» MATERIAL PROVIDED:
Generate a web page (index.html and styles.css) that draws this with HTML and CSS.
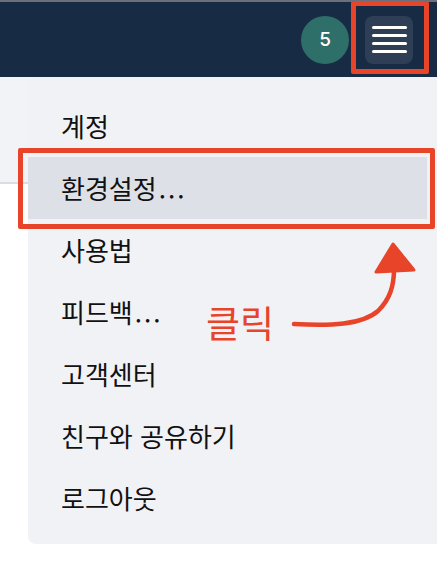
FILE: index.html
```html
<!DOCTYPE html>
<html lang="ko">
<head>
<meta charset="UTF-8" />
<title>메뉴</title>
<link rel="stylesheet" href="styles.css">
</head>
<body>

<div class="topbar">
  <div class="badge">5</div>
  <button class="menu-btn" aria-label="메뉴">
    <span></span><span></span><span></span><span></span>
  </button>
</div>

<div class="page">
  <div class="subbar"></div>

  <ul class="dropdown">
    <li>계정</li>
    <li class="active">환경설정<span class="dots">...</span></li>
    <li>사용법</li>
    <li>피드백<span class="dots">...</span></li>
    <li>고객센터</li>
    <li>친구와 공유하기</li>
    <li>로그아웃</li>
  </ul>

  <!-- 안내용 표시 -->
  <div class="mark mark-btn"></div>
  <div class="mark mark-item"></div>
  <div class="click-label">클릭</div>
  <svg class="arrow" width="140" height="100" viewBox="280 235 140 100">
    <path d="M294 323 C330 325 362 324 378 310 C390 298 394 285 394 268" fill="none" stroke="#e8442a" stroke-width="4.5" stroke-linecap="round"/>
    <polygon points="393,243 376,271 414,269" fill="#e8442a" stroke="#e8442a" stroke-width="3" stroke-linejoin="round"/>
  </svg>
</div>

</body>
</html>
```

FILE: styles.css
```css
body {
  margin: 0;
  background-color: #fff;
  font-family: "Noto Sans CJK KR", "Noto Sans", sans-serif;
  color: #111;
  overflow: hidden;
}
.topbar {
  height: 75px;
  border-top: 2px solid #6b707c;
  background-color: #172b45;
  display: flex;
  justify-content: flex-end;
  align-items: center;
  gap: 16px;
  padding-right: 24px;
}
.badge {
  width: 48px;
  height: 48px;
  border-radius: 50%;
  background-color: #2f6f6a;
  color: #fff;
  font-family: "Inter", sans-serif;
  font-weight: 500;
  font-size: 19px;
  display: flex;
  align-items: center;
  justify-content: center;
}
.menu-btn {
  width: 48px;
  height: 48px;
  border: none;
  border-radius: 8px;
  background-color: #2e3e55;
  display: flex;
  flex-direction: column;
  align-items: center;
  justify-content: center;
  gap: 5px;
  padding: 0;
}
.menu-btn span {
  display: block;
  width: 35px;
  height: 3px;
  border-radius: 2px;
  background-color: #fff;
}
.page {
  position: relative;
  height: 495px;
}
.subbar {
  height: 105px;
  background-color: #f2f3f6;
  border-bottom: 2px solid #dadde2;
}
.dropdown {
  position: absolute;
  top: 0;
  left: 28px;
  right: -10px;
  margin: 0;
  padding: 18px 0 15px;
  list-style: none;
  background-color: #f1f2f6;
  border-bottom-left-radius: 8px;
}
.dropdown li {
  height: 62px;
  line-height: 62px;
  padding-left: 33px;
  font-size: 26px;
}
.dropdown li.active {
  background-color: #dde1e7;
  margin-right: 20px;
}
.dots {
  letter-spacing: 2px;
  margin-left: 2px;
}
.mark {
  position: absolute;
  border: 5px solid #e8442a;
  border-radius: 2px;
}
.mark-btn {
  left: 351px;
  top: -76px;
  width: 68px;
  height: 63px;
}
.mark-item {
  left: 18px;
  top: 71px;
  width: 407px;
  height: 71px;
}
.click-label {
  position: absolute;
  left: 206px;
  top: 218px;
  font-size: 37px;
  font-weight: 400;
  color: #e8442a;
}
.arrow {
  position: absolute;
  left: 280px;
  top: 159px;
}
```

» SET EXERCISE: Quote the preceding listing precisely and completely, omitting its images.

» WORKED SOLUTION:
Generate a web page (index.html and styles.css) that draws this with HTML and CSS.
FILE: index.html
```html
<!DOCTYPE html>
<html lang="ko">
<head>
<meta charset="UTF-8" />
<title>메뉴</title>
<link rel="stylesheet" href="styles.css">
</head>
<body>

<div class="topbar">
  <div class="badge">5</div>
  <button class="menu-btn" aria-label="메뉴">
    <span></span><span></span><span></span><span></span>
  </button>
</div>

<div class="page">
  <div class="subbar"></div>

  <ul class="dropdown">
    <li>계정</li>
    <li class="active">환경설정<span class="dots">...</span></li>
    <li>사용법</li>
    <li>피드백<span class="dots">...</span></li>
    <li>고객센터</li>
    <li>친구와 공유하기</li>
    <li>로그아웃</li>
  </ul>

  <!-- 안내용 표시 -->
  <div class="mark mark-btn"></div>
  <div class="mark mark-item"></div>
  <div class="click-label">클릭</div>
  <svg class="arrow" width="140" height="100" viewBox="280 235 140 100">
    <path d="M294 323 C330 325 362 324 378 310 C390 298 394 285 394 268" fill="none" stroke="#e8442a" stroke-width="4.5" stroke-linecap="round"/>
    <polygon points="393,243 376,271 414,269" fill="#e8442a" stroke="#e8442a" stroke-width="3" stroke-linejoin="round"/>
  </svg>
</div>

</body>
</html>
```

FILE: styles.css
```css
body {
  margin: 0;
  background-color: #fff;
  font-family: "Noto Sans CJK KR", "Noto Sans", sans-serif;
  color: #111;
  overflow: hidden;
}
.topbar {
  height: 75px;
  border-top: 2px solid #6b707c;
  background-color: #172b45;
  display: flex;
  justify-content: flex-end;
  align-items: center;
  gap: 16px;
  padding-right: 24px;
}
.badge {
  width: 48px;
  height: 48px;
  border-radius: 50%;
  background-color: #2f6f6a;
  color: #fff;
  font-family: "Inter", sans-serif;
  font-weight: 500;
  font-size: 19px;
  display: flex;
  align-items: center;
  justify-content: center;
}
.menu-btn {
  width: 48px;
  height: 48px;
  border: none;
  border-radius: 8px;
  background-color: #2e3e55;
  display: flex;
  flex-direction: column;
  align-items: center;
  justify-content: center;
  gap: 5px;
  padding: 0;
}
.menu-btn span {
  display: block;
  width: 35px;
  height: 3px;
  border-radius: 2px;
  background-color: #fff;
}
.page {
  position: relative;
  height: 495px;
}
.subbar {
  height: 105px;
  background-color: #f2f3f6;
  border-bottom: 2px solid #dadde2;
}
.dropdown {
  position: absolute;
  top: 0;
  left: 28px;
  right: -10px;
  margin: 0;
  padding: 18px 0 15px;
  list-style: none;
  background-color: #f1f2f6;
  border-bottom-left-radius: 8px;
}
.dropdown li {
  height: 62px;
  line-height: 62px;
  padding-left: 33px;
  font-size: 26px;
}
.dropdown li.active {
  background-color: #dde1e7;
  margin-right: 20px;
}
.dots {
  letter-spacing: 2px;
  margin-left: 2px;
}
.mark {
  position: absolute;
  border: 5px solid #e8442a;
  border-radius: 2px;
}
.mark-btn {
  left: 351px;
  top: -76px;
  width: 68px;
  height: 63px;
}
.mark-item {
  left: 18px;
  top: 71px;
  width: 407px;
  height: 71px;
}
.click-label {
  position: absolute;
  left: 206px;
  top: 218px;
  font-size: 37px;
  font-weight: 400;
  color: #e8442a;
}
.arrow {
  position: absolute;
  left: 280px;
  top: 159px;
}
```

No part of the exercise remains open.